13. Jos, do you already know what the right thing is and what not about the scenario's? When I read the comments, I saw that everybody has his own interpretation. So I don't know what now the right thing is.

Menno

14. You can read the official answers of the Q&A panel when you open the actual Q&A. The link is at the end of the post.
And her again:
http://www.sailing.org/tools/documents/QA2009024-%5B7081%5D.pdf
the complete ISAF Q&A 2009-024.

15. In reply to an anonymous Anonymous:
Yellow would indeed be subject to protest from a boat barging in without an overlap at the zone, if she doesn't allow room to avoid the obstruction - in this case a boat entitled to mark room.

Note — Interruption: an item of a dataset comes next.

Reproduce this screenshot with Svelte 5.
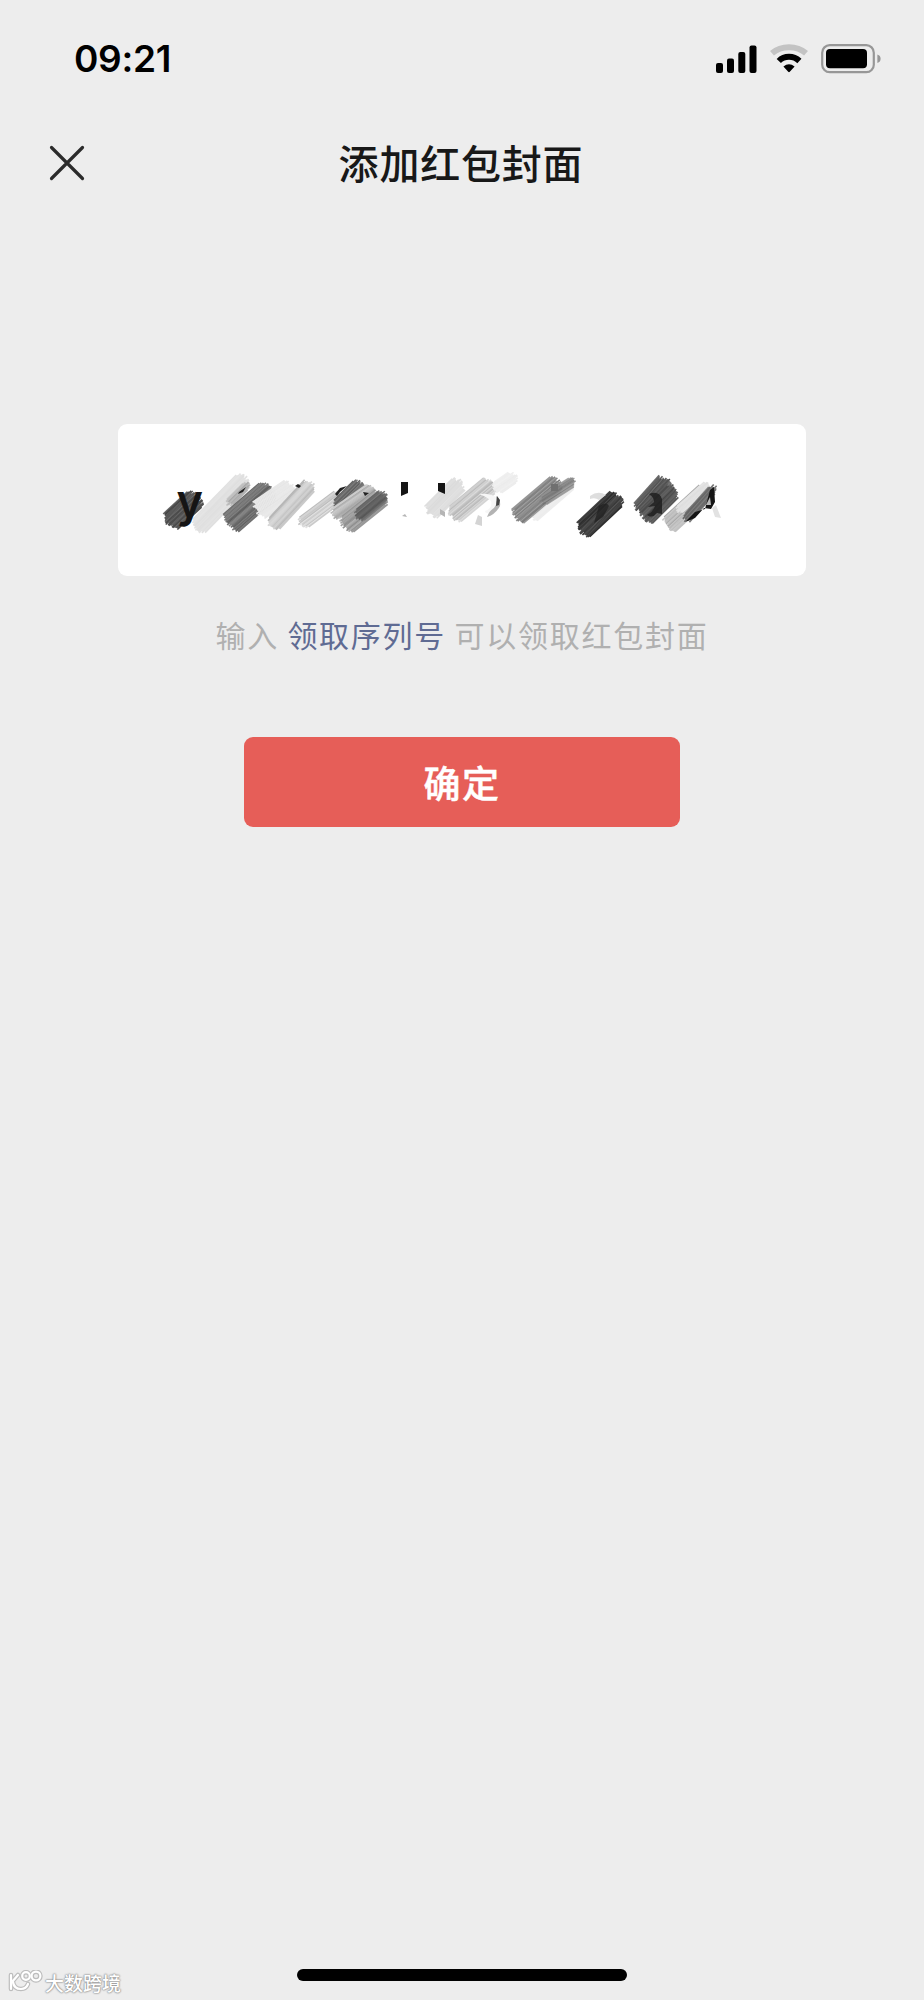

The answer is to give room for the obstruction and protest. Then it is the barging boat that is in the indefensible position.

Note that 19.2 does say of the yellow boat:
... unless she has been unable to do so from the time the overlap began.

Andrew

16. Thanks Andrew,
I can see a scenario where Yellow would suddenly get a yell of 'protest' from behind when she was unawre of Blue's approach, and it is too late for her to give room and therefore, by complying with her rights under 18 she is now defenceless of a protest under 19. I do not think this is particularly fair - but then I suppose fairness doesn't always come into things!

17. Somewhat late, I notice that Rapid Response Team Racing Call 2009/001 addresses the same situation, with a different answer:
Q. Yellow, Blue and Green are approaching a mark overlapped, with Yellow required to give markroom to Blue, and Blue required to give mark-room to Green. Does rule 18.2 require Yellow to give enough room to Blue to enable her to give mark-room to Green before Green is at the mark?

A. Yes. ... Room to sail to a mark includes room to give room to, or keep clear of, other boats if required by the rules to do so.
This logic is very similar to what Agnes used above. I hope this way of thinking eventually prevails.

(Sorry for the duplicate post, Jos. I mistakenly posted this to the LTW Q24 thread.)